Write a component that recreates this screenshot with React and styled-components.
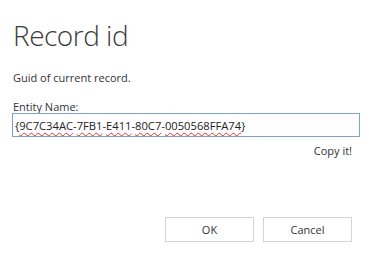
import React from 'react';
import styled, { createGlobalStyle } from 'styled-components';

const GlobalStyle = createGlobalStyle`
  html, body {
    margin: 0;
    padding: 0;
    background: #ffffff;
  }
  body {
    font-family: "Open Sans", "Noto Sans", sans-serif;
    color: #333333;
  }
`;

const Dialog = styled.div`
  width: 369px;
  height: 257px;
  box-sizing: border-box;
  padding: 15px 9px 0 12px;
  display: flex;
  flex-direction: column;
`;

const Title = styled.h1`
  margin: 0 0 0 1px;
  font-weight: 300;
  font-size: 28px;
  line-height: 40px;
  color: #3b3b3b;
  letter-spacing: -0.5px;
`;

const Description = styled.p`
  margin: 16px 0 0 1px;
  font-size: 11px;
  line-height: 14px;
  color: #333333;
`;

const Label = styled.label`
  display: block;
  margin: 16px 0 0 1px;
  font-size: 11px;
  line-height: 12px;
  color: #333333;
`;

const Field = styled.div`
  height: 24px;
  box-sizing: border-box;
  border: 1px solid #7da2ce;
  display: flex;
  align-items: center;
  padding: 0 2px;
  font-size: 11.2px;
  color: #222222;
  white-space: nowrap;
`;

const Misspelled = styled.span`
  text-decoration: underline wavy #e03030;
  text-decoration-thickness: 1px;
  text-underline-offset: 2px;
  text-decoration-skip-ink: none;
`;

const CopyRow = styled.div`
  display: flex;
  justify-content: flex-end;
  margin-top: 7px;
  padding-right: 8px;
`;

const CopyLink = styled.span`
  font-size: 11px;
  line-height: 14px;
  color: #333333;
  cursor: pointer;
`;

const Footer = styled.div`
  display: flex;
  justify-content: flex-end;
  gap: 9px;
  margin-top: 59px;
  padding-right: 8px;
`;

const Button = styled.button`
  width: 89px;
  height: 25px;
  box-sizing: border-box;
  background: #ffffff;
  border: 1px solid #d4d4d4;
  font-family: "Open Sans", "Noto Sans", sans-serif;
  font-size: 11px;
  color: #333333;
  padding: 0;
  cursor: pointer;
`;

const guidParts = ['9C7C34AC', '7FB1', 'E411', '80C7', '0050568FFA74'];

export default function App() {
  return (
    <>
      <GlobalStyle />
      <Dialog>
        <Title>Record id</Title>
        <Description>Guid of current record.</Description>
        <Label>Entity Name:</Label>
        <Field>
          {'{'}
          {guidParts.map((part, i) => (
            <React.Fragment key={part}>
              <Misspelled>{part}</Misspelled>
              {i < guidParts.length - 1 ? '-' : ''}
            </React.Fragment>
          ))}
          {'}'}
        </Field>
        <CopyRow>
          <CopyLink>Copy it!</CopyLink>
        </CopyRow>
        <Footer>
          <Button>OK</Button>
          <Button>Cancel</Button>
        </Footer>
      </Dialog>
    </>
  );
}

= = = = = = =

- Short exercise
Show every line from the listing above in which the string "components" appears.

- Written response
Write a component that recreates this screenshot with React and styled-components.
import styled, { createGlobalStyle } from 'styled-components';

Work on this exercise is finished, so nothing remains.